A Brief History of Love Poetry. – maude wholesale Skip to content

A brief history of love poetry.

A Brief History of Love Poetry.

Your introduction to the earliest writings on sex.

Thousands of years of human existence and still, our methods of seduction haven’t changed all too much—at least for those who consider themselves more romantically inclined. The earliest examples of erotic poetry date back to ancient times, with poets, well, waxing poetic about the object of their affections—either with the hopes of catching their attention or as a way of letting off some steam and an emotional release. Centuries before Pablo Neruda and even Shakespeare himself, these writers shaped a written tradition just as enduring as their passions. Consider this an introductory lesson on the beginnings of erotica.

Ancient Greece: Sappho
You’ve heard of Plato and Aristotle, Homer and—maybe if you’ve taken a Classics course—Aristophanes. But Sappho stands out from the rest: One, she was a poet in ancient Greece, likely born around 630 A.D., and she is believed to have been queer (yes, the word “lesbian” does originate from Sappho’s home island of Lesbos). She was a lyric poet (so her work was often accompanied by music), and while she did gain notoriety in her lifetime and shortly after, much of her work was lost in the Middle Ages. From what scholars could uncover, we’ve rediscovered the eroticism in her poetry, but it’s unclear whether these themes made up the bulk of her work. Still, the few fragments that remains enough to evoke a sense of longing:

“Once again Love, that loosener of limbs, bittersweet and inescapable, crawling thing, seizes me.”

Ancient India: The Kama Sutra
Unlike what popular culture may have led you to believe, the Kama Sutra is not a text on sex positions, but rather a tome attributed to philosopher Vātsyāyana, published sometime between 300 and 400 CE, about the art of love and living. It addresses both men and women, delivering advice on courtship and romance. It also includes poetry:

“Desire, which springs from nature, and which is increased by art, and from which all danger is taken away by wisdom, becomes firm and secure.”

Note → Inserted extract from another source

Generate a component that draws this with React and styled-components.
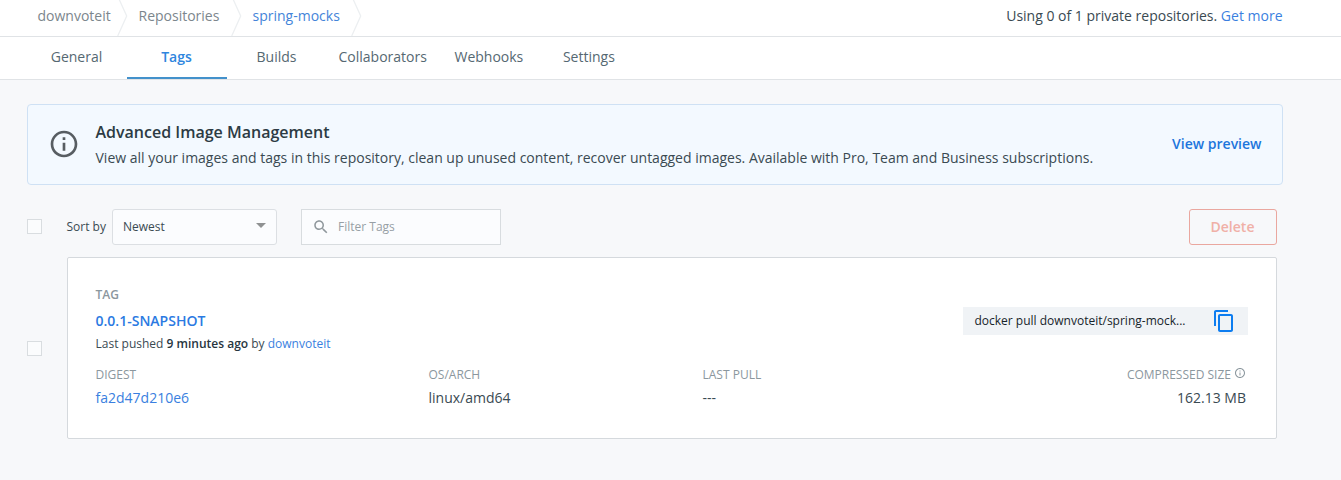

Early Japan: Omo No Kumachi
In Japan’s Heien period—about 794 to 1185, the same time when the first known novel, The Tale of Genji was published—Omo No Kumachi gained a reputation as a woman of seemingly incomparable beauty and was sent to Japan’s Imperial Court. While there, she wrote celebrated poetry, largely to and about her lovers (a fact that was also celebrated). Her writing captures feelings of desire. One translation of a particularly poignant verse follows:

“You do not come
On this moonless night.
I wake wanting you.
My breasts heave and blaze.
My heart burns up.”

Early China: Zhao Luanluan
Living during the Zhizheng reign (1341–1367), Zhao Luanluan was born into an elite family, and lived life full of drama—though because we only have one full account of her life, we can’t be too sure how much it was fictionalized (for instance, history has misremembered her as a courtesan because of this early dramatization of her life). One thing we can be sure of is that a good amount of her work was of the erotic nature—one of her saved works is titled, “Five Lyric Outcries from the Boudoir” and includes lies as such, praising the female form:

“Aroused by spring, they are soft as cream
Under the fertilizing mist.
After my bath my perfumed lover
Holds them and plays with them
And they are cool as peonies and purple grapes.”

The Middle Ages: Petrarch
Few western poets have had quite an influence on the way we idolize our crushes as Petrarch, the 12th century Italian writer who fell in love with a woman named Laura de Noves at first sight, and devoted the vast majority of his writing to. He typically wrote sonnets, following—and popularizing—traditions of courtly love, which effectively place the object of affection on a pedestal, from which they can truly be admired:

“Love discovered me all weaponless,
and opened the way to the heart through the eyes,
which are made the passageways and doors of tears”

The Renaissance: John Donne
It can be surprising to some readers that the same writer who penned innuendos about flea bites could also write some of the most poignant religious poems—but that’s John Donne. Born in 1572, the English writer focused his early works on the politics of Elizabethan England, and also, eroticism—before shifting to more spiritual and religious topics later in his life. What stands out about his love poems is their directness, often speaking to lover with shocking (especially for the time) imagery. In one of his most famous poems, “The Flea,” he uses an especially inspired metaphor to express his feelings not being able to sleep with his beloved:

“Mark but this flea, and mark in this,
How little that which thou deniest me is;
It sucked me first, and now sucks thee,
And in this flea our two bloods mingled be;
Thou know’st that this cannot be said
A sin, nor shame, nor loss of maidenhead,
Yet this enjoys before it woo,
And pampered swells with one blood made of two,
And this, alas, is more than we would do.